The predictable result has been a plague of rumors, all nasty and none very plausible. The only remotely convincing interpretation is that Paxon knew but was not willing to admit publicly that he could not defeat Armey and that, without a path forward, he lost heart. Beltway outsiders might wonder why any of this even matters. Paxon is the world’s most replaceable man–a lightweight operator of fungible principles, not especially conservative, not especially moderate, and with no great or special political talent. He will be forgotten in months, if not minutes. What is significant about the episode, and about the haze of innuendo surrounding it, is the way it epitomizes what the Republican House has become. In the past year, the House side of the Capitol has become not only an extraordinarily vicious environment but also an entirely unproductive and unsatisfying one. Paxon’s hasty departure and whatever invisible machinations lie behind it show that the devil makes work for idle hands. They also show the total intellectual and political exhaustion of the Republican revolution of 1994.

For over a year, the only real news coming out of the Republican caucus has been gossip about internecine warfare, tales about coups and countercoups, ambition, rebellion, and retribution. The last month has been consumed with especially intense jockeying and speculation about the leadership hierarchy. Would Paxon challenge Armey for the majority leader’s job (in an election that is nearly a year off)? What would that mean for the eventual succession to the speakership should Gingrich quit to run for president? Shortly before Paxon announced his retirement, Rep. Bob Livingston, R-La., decided that instead of stepping down to become a fat-cat lobbyist, he would hang around in the hope of winning the speaker’s job after Gingrich leaves. That fueled more kibitzing. Could Armey conciliate the angry and disappointed class of ‘94? What would Tom DeLay do? Would there be another attempt to overthrow Gingrich?

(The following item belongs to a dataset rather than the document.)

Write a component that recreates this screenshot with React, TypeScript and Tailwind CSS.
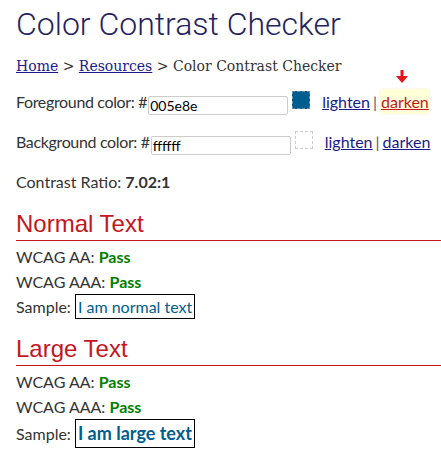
function ColorRow({
  label,
  value,
  swatch,
  arrow,
}: {
  label: string
  value: string
  swatch: string
  arrow?: boolean
}) {
  return (
    <div className="flex items-center h-[24px] whitespace-nowrap">
      <span className="shrink-0 text-[16px] tracking-[-0.35px] text-[#333]">{label} #</span>
      <input
        readOnly
        value={value}
        className="shrink-0 ml-[1px] mt-[6px] w-[140px] h-[19px] border border-[#ccc] rounded-[2px] px-[1px] text-[14px] text-black outline-none font-['Lato',sans-serif]"
      />
      <span
        className={
          swatch === "#005e8e"
            ? "shrink-0 ml-[4px] -mt-[5px] w-[18px] h-[18px] border border-dashed border-[#6a8fa8] bg-[#005e8e]"
            : "shrink-0 ml-[4px] -mt-[5px] w-[18px] h-[18px] border border-dashed border-[#ccc] bg-white"
        }
      />
      <a href="#" className="ml-[12px] text-[#1a1a8c] underline">
        lighten
      </a>
      <span className="mx-[3px] text-[#555]">|</span>
      <span className="relative">
        {arrow && (
          <svg
            className="absolute left-[16px] -top-[20px]"
            width="12"
            height="14"
            viewBox="0 0 12 14"
          >
            <rect x="4.5" y="0" width="3" height="7" fill="#e8141c" />
            <polygon points="0,6 12,6 6,13" fill="#e8141c" />
          </svg>
        )}
        <a
          href="#"
          className={
            arrow
              ? "bg-[#ffffd9] rounded-[3px] px-[1px] py-[3px] text-[#c4161c] underline shadow-[0_0_2px_#e6e6c0]"
              : "text-[#1a1a8c] underline"
          }
        >
          darken
        </a>
      </span>
    </div>
  )
}

function Section({ title, large }: { title: string; large?: boolean }) {
  return (
    <div>
      <h2 className="text-[24px] leading-[28px] text-[#c4161c] font-['Liberation_Sans',Arial,sans-serif] border-b border-[#c4161c] pb-[2px] -mr-4">
        {title}
      </h2>
      <div className="mt-[3px] leading-[25px]">
        <div>
          WCAG AA: <b className="text-[#008000]">Pass</b>
        </div>
        <div>
          WCAG AAA: <b className="text-[#008000]">Pass</b>
        </div>
        <div className="flex items-center">
          <span>Sample:</span>
          <span
            className={
              large
                ? "ml-[4px] border border-black px-[2px] text-[#005e8e] text-[18px] font-bold leading-[27px]"
                : "ml-[4px] border border-black px-[2px] text-[#005e8e] leading-[23px]"
            }
          >
            {large ? "I am large text" : "I am normal text"}
          </span>
        </div>
      </div>
    </div>
  )
}

export default function App() {
  return (
    <div className="bg-white w-[441px] h-[459px] overflow-hidden px-4 font-['Lato',sans-serif] text-[16px] text-[#333]">
      <h1 className="pt-[4px] text-[32px] leading-[40px] font-light text-[#24245e] font-['Roboto',sans-serif]">
        Color Contrast Checker
      </h1>
      <div className="mt-[12px] text-[14px] text-[#333] font-['DejaVu_Serif',serif]">
        <a href="#" className="text-[#1a1a8c] underline">
          Home
        </a>{" "}
        &gt;{" "}
        <a href="#" className="text-[#1a1a8c] underline">
          Resources
        </a>{" "}
        &gt; Color Contrast Checker
      </div>
      <div className="mt-[13px]">
        <ColorRow label="Foreground color:" value="005e8e" swatch="#005e8e" arrow />
      </div>
      <div className="mt-[16px]">
        <ColorRow label="Background color:" value="ffffff" swatch="#ffffff" />
      </div>
      <div className="mt-[16px]">
        Contrast Ratio: <b>7.02:1</b>
      </div>
      <div className="mt-[16px]">
        <Section title="Normal Text" />
      </div>
      <div className="mt-[16px]">
        <Section title="Large Text" large />
      </div>
    </div>
  )
}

In short, the Republican House has deteriorated into a sub-Shakespearean Elizabethan revenge drama. This is hardly surprising. Where there is no strong leader, no unifying sense of purpose, and no rule of law, political chaos tends to ensue, as surely in the Longworth Building as in Rwanda or the former Yugoslavia. But the fratricidal House is an amazing change from the heady days of early 1995. Today’s policy vacuum makes the gimmicky Contract With America look like Lenin’s What Is to Be Done? Where there was unity and esprit de corps, there is now factionalism and demoralization. How did the Republican revolution turn so quickly into a Brooks Bros. version of Lord of the Flies?

I think there are two important causes. The first is structural. When he became speaker, Gingrich tossed out the age-old House rules. He placed a term limit of eight years on himself as speaker and a limit of six years on committee chairs. In choosing chairs, he suspended seniority. For example, Gingrich bypassed four more senior members to make Livingston chairman of House Appropriations. This transformed the political culture of the House. Advancement no longer had to be slow and steady. Shake-ups were to be expected. Careers could take off and fizzle suddenly. The result was a lot of scheming by people such as Paxon who suddenly had an opportunity to get ahead quickly.

The second explanation has to do with the political trajectory of the last few years. The Gingrich Congress has paid a high price for overinterpreting its 1994 mandate. Gingrich almost lost his job, and though the GOP kept control of Congress in 1996, its leaders have abandoned both the rhetoric and substance of anti-government radicalism. Lately, they’ve been hanging back and venturing little. In 1998, Congress has only 89 scheduled workdays; the annual average since 1987 is 140. Gingrich now fears controversy the way a convalescent fears a draft. This means that all the issues that conservatives care most about–banning affirmative action, cutting taxes, pushing school choice–remain on indefinite hold. The demagogic gimmicks get ever more desperate and empty. Their latest is to fix a date for abolition of the tax code–the idea being that it would force sweeping reform (details to follow).

Gone, perhaps for good, is Gingrich’s “visionary” rhetoric. Replacing it is a litany of Boy Scout-scale good deeds reminiscent of nothing so much as the pointillist Clinton agenda Republicans mocked so sneeringly around 1996. In his most recent speech, Gingrich boasted about building F-22s in his district and improving the water quality of the Chattahoochee River. He also proposed new ideas: giving cell phones to teachers and–I kid you not–screening Native Americans for diabetes. The main business in Congress this week was dividing up $173 billion in transportation goodies.

In a way, the collapse of conservative principles in Congress only heightens the mystery of why Bill Paxon quit. The post-revolutionary Republican Congress is an environment in which he might well have flourished, and where he ought to have felt very much at home.